Copy out the data below as written; omit any images.

━━━━━━━━━━━━━━━━━━━━

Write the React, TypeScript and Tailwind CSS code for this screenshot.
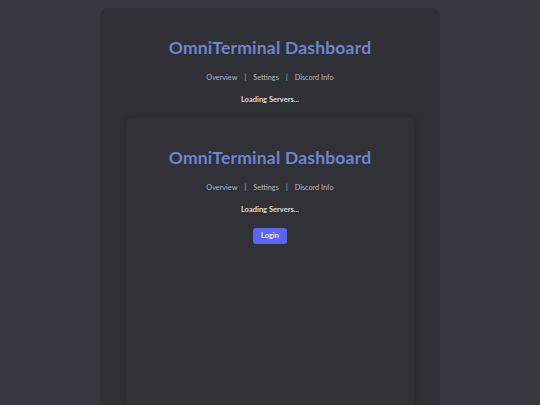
const font = { fontFamily: 'Lato, "Noto Sans", sans-serif' }

function Header({ children }: { children?: React.ReactNode }) {
  return (
    <div className="flex flex-col items-center">
      <h1 className="mt-[26px] text-[17.5px] leading-[27px] font-bold text-[#6f84d0] tracking-[0.2px]">
        OmniTerminal Dashboard
      </h1>
      <nav className="mt-[11px] flex items-center gap-[7px] text-[7.3px] leading-[12px] text-[#b5b7ba]">
        <span>Overview</span>
        <span>|</span>
        <span>Settings</span>
        <span>|</span>
        <span>Discord Info</span>
      </nav>
      <p className="mt-[10px] text-[7.5px] leading-[12px] font-bold text-[#dcddde]">Loading Servers...</p>
      {children}
    </div>
  )
}

export default function App() {
  return (
    <div className="min-h-[405px] h-[405px] overflow-hidden bg-[#36393f]" style={font}>
      <div className="mx-auto mt-2 w-[340px] h-[420px] rounded-lg bg-[#2f3136] px-[25px]">
        <Header>
          <div className="mt-[11px] w-full h-[300px] rounded-md bg-[#303237] border border-[#2b2d31] shadow-[0_0_6px_rgba(0,0,0,0.15)]">
            <Header>
              <button className="mt-[12px] h-[16px] px-[8px] rounded-[3px] bg-[#5865f2] text-[7.5px] font-medium text-white">
                Login
              </button>
            </Header>
          </div>
        </Header>
      </div>
    </div>
  )
}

━━━━━━━━━━━━━━━━━━━━

● COMPLETE OUTPUT:
Write the React, TypeScript and Tailwind CSS code for this screenshot.
const font = { fontFamily: 'Lato, "Noto Sans", sans-serif' }

function Header({ children }: { children?: React.ReactNode }) {
  return (
    <div className="flex flex-col items-center">
      <h1 className="mt-[26px] text-[17.5px] leading-[27px] font-bold text-[#6f84d0] tracking-[0.2px]">
        OmniTerminal Dashboard
      </h1>
      <nav className="mt-[11px] flex items-center gap-[7px] text-[7.3px] leading-[12px] text-[#b5b7ba]">
        <span>Overview</span>
        <span>|</span>
        <span>Settings</span>
        <span>|</span>
        <span>Discord Info</span>
      </nav>
      <p className="mt-[10px] text-[7.5px] leading-[12px] font-bold text-[#dcddde]">Loading Servers...</p>
      {children}
    </div>
  )
}

export default function App() {
  return (
    <div className="min-h-[405px] h-[405px] overflow-hidden bg-[#36393f]" style={font}>
      <div className="mx-auto mt-2 w-[340px] h-[420px] rounded-lg bg-[#2f3136] px-[25px]">
        <Header>
          <div className="mt-[11px] w-full h-[300px] rounded-md bg-[#303237] border border-[#2b2d31] shadow-[0_0_6px_rgba(0,0,0,0.15)]">
            <Header>
              <button className="mt-[12px] h-[16px] px-[8px] rounded-[3px] bg-[#5865f2] text-[7.5px] font-medium text-white">
                Login
              </button>
            </Header>
          </div>
        </Header>
      </div>
    </div>
  )
}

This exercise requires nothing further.